Wait, wait wait. If they aren't putting the Tesla into actual orbit, then what about--50 years from now--when they run into a situation on Mars Base Alpha where the only possible solution to an imminent cascading system failure is to dock with the orbiting Roadster and harvest a crucial part from the drivetrain in order to repair their reactor and save the base?!
> Following launch, Falcon Heavy’s second stage will attempt to place the Roadster into a precessing Earth-Mars elliptical orbit around the sun.
That's not Mars orbit. It's an orbit around the sun with perihelion ~1AU (distance the Earth orbits) and aphelion ~1.5AU (distance Mars orbits [avg]).
So basically they're just throwing a car into space.
Into deep space. This will be SpaceX's first flight beyond Earth orbit.
It will be the first commercial space flight beyond Earth orbit
iirc, they are aiming for Mar's orbit... the general public just thinks that means orbiting Mars.
Yes.
Reading the OPs link it looks like that animation may have had some dramatic license. They are going to do two more mid coarse corrections on the way to “Mars” if I am reading it right. Of course the red planet won’t actually be there on the other side when they get there.

Also note that you can’t “fall into orbit” around Mars, at least not with this sort of trajectory and without an aero rake heat shield. A real mars mission would require a third stage reignition for Mars orbital insertion.

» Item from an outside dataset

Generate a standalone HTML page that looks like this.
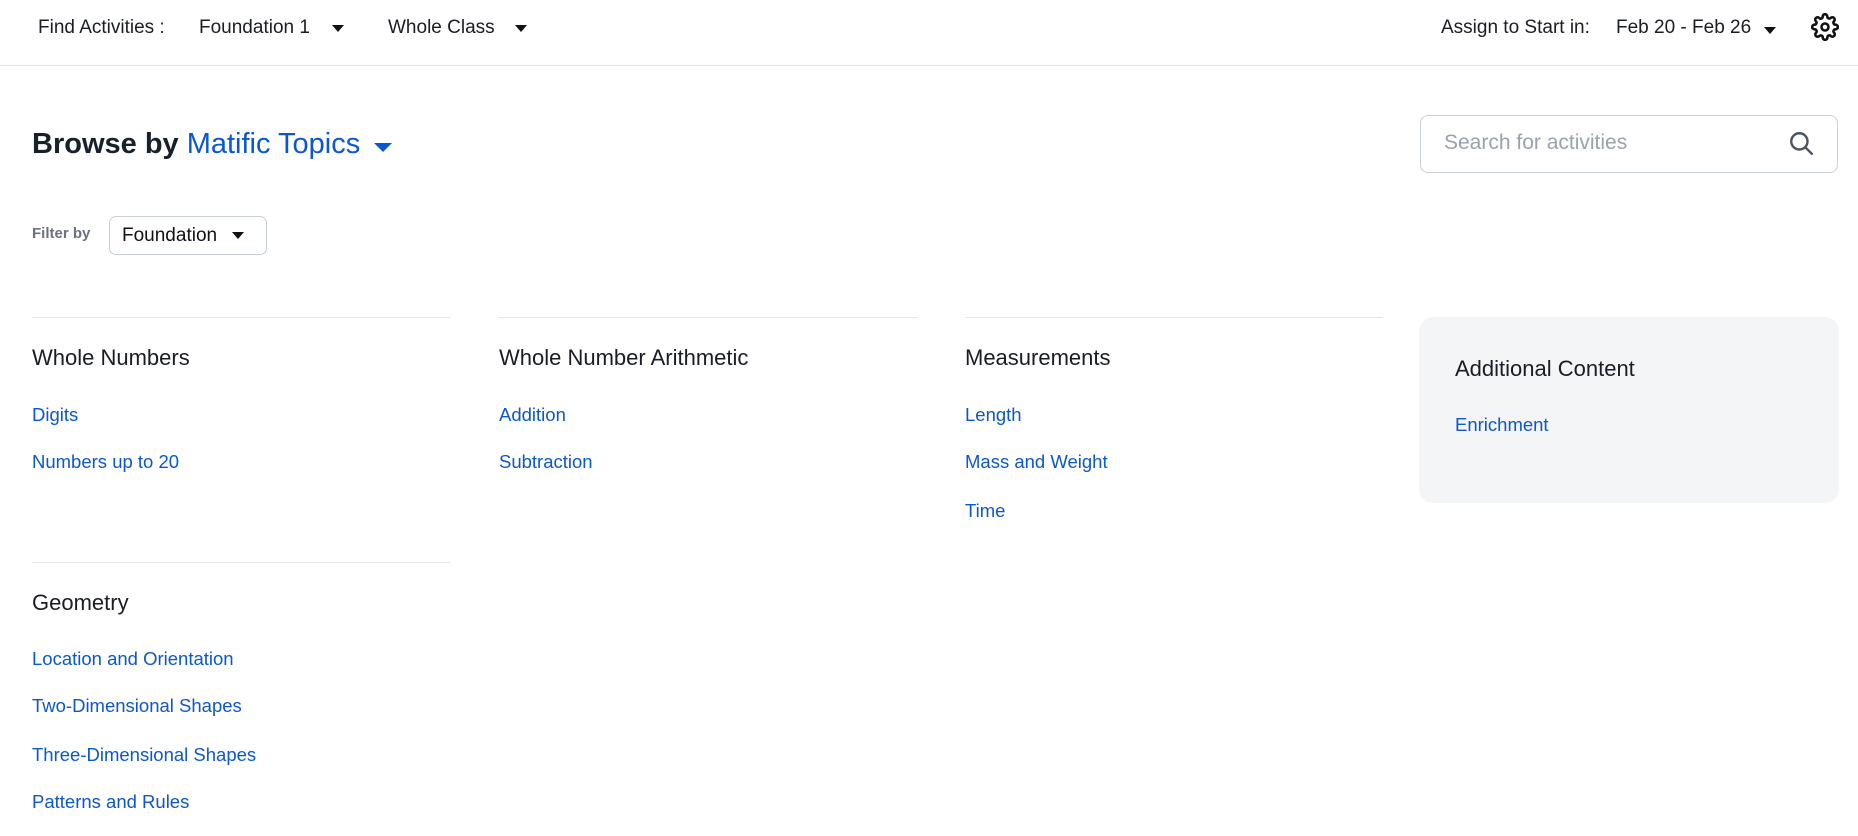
<!DOCTYPE html>
<html><head><meta charset="utf-8"><style>
*{margin:0;padding:0;box-sizing:border-box}
body{width:1858px;height:836px;background:#fff;font-family:"Liberation Sans",sans-serif;color:#1a1d24;position:relative;overflow:hidden}
.a{position:absolute;white-space:nowrap;line-height:1}
.tri{display:inline-block;width:0;height:0;border-left:6px solid transparent;border-right:6px solid transparent;border-top:7px solid #111;vertical-align:top}
.hd{font-size:19px;color:#1a1d24}
.line{position:absolute;height:1px;background:#e3e5e8;width:418px}
.h2{font-size:22px;color:#1a1d24}
.lk{font-size:18.5px;color:#0b57d0}
</style></head><body>
<div style="position:absolute;left:0;top:65px;width:1858px;height:1px;background:#e3e5e8"></div>
<div class="a hd" style="left:38px;top:18px">Find Activities :</div>
<div class="a hd" style="left:199px;top:18px">Foundation 1</div>
<div class="a" style="left:332px;top:25px"><span class="tri"></span></div>
<div class="a hd" style="left:388px;top:18px">Whole Class</div>
<div class="a" style="left:515px;top:25px"><span class="tri"></span></div>
<div class="a hd" style="left:1441px;top:18px">Assign to Start in:</div>
<div class="a hd" style="left:1616px;top:18px">Feb 20 - Feb 26</div>
<div class="a" style="left:1764px;top:27px"><span class="tri"></span></div>
<svg class="a" style="left:1811px;top:13px" width="28" height="28" viewBox="0 0 24 24" fill="none" stroke="#111" stroke-width="2.2"><circle cx="12" cy="12" r="3"/><path d="M19.4 15a1.65 1.65 0 0 0 .33 1.82l.06.06a2 2 0 1 1-2.83 2.83l-.06-.06a1.65 1.65 0 0 0-1.820-.33 1.65 1.65 0 0 0-1 1.51V21a2 2 0 1 1-4 0v-.09A1.65 1.65 0 0 0 9 19.4a1.65 1.65 0 0 0-1.82.33l-.06.06a2 2 0 1 1-2.83-2.83l.06-.06A1.65 1.65 0 0 0 4.68 15a1.65 1.65 0 0 0-1.51-1H3a2 2 0 1 1 0-4h.09A1.65 1.65 0 0 0 4.6 9a1.65 1.65 0 0 0-.33-1.82l-.06-.06a2 2 0 1 1 2.830-2.83l.06.06A1.65 1.65 0 0 0 9 4.68a1.65 1.65 0 0 0 1-1.51V3a2 2 0 1 1 4 0v.09a1.65 1.65 0 0 0 1 1.51 1.65 1.65 0 0 0 1.82-.33l.06-.06a2 2 0 1 1 2.83 2.83l-.06.06A1.65 1.65 0 0 0 19.4 9a1.65 1.65 0 0 0 1.51 1H21a2 2 0 1 1 0 4h-.09a1.65 1.65 0 0 0-1.51 1z"/></svg>

<div class="a" style="left:32px;top:130px;font-size:29px;font-weight:bold;color:#17202b">Browse by <span style="font-weight:normal;color:#0b57d0">Matific Topics</span></div>
<div class="a" style="left:374px;top:143px"><span class="tri" style="border-left-width:9px;border-right-width:9px;border-top:9px solid #0b57d0"></span></div>

<div style="position:absolute;left:1420px;top:115px;width:418px;height:58px;border:1px solid #c9cfd6;border-radius:8px"></div>
<div class="a" style="left:1444px;top:132px;font-size:21px;color:#9aa2ad">Search for activities</div>
<svg class="a" style="left:1788px;top:130px" width="26" height="26" viewBox="0 0 24 24" fill="none" stroke="#4a5360" stroke-width="2.2"><circle cx="10.5" cy="10.5" r="7.5"/><path d="M16 16l6 6" stroke-linecap="round"/></svg>

<div class="a" style="left:32px;top:226px;font-size:15px;font-weight:bold;color:#6b7280">Filter by</div>
<div style="position:absolute;left:109px;top:216px;width:158px;height:39px;border:1px solid #c9cfd6;border-radius:7px"></div>
<div class="a" style="left:122px;top:226px;font-size:19px;color:#111">Foundation</div>
<div class="a" style="left:232px;top:232px"><span class="tri"></span></div>

<div class="line" style="left:32px;top:317px"></div>
<div class="line" style="left:499px;top:317px"></div>
<div class="line" style="left:965px;top:317px"></div>
<div class="a h2" style="left:32px;top:347px">Whole Numbers</div>
<div class="a lk" style="left:32px;top:406px">Digits</div>
<div class="a lk" style="left:32px;top:453px">Numbers up to 20</div>
<div class="a h2" style="left:499px;top:347px">Whole Number Arithmetic</div>
<div class="a lk" style="left:499px;top:406px">Addition</div>
<div class="a lk" style="left:499px;top:453px">Subtraction</div>
<div class="a h2" style="left:965px;top:347px">Measurements</div>
<div class="a lk" style="left:965px;top:406px">Length</div>
<div class="a lk" style="left:965px;top:453px">Mass and Weight</div>
<div class="a lk" style="left:965px;top:502px">Time</div>

<div style="position:absolute;left:1419px;top:317px;width:420px;height:186px;background:#f4f5f7;border-radius:14px"></div>
<div class="a h2" style="left:1455px;top:358px">Additional Content</div>
<div class="a lk" style="left:1455px;top:416px">Enrichment</div>

<div class="line" style="left:32px;top:562px"></div>
<div class="a h2" style="left:32px;top:592px">Geometry</div>
<div class="a lk" style="left:32px;top:650px">Location and Orientation</div>
<div class="a lk" style="left:32px;top:697px">Two-Dimensional Shapes</div>
<div class="a lk" style="left:32px;top:746px">Three-Dimensional Shapes</div>
<div class="a lk" style="left:32px;top:793px">Patterns and Rules</div>
</body></html>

When / if the Tesla nears Mars, it'll be going at escape velocity, and so won't enter orbit. So unless lithobraking is employed, it'll fly straight by, and remain in an orbit around the sun.

Continuing the homage to David Bowie, the dummy driver is called Starman.

From what I understand it won't reach or orbit Mars (not in a current transfer window). It will attempt an approximate Mars-like Hohmann transfer orbit and continue orbiting around the Sun indefinitely.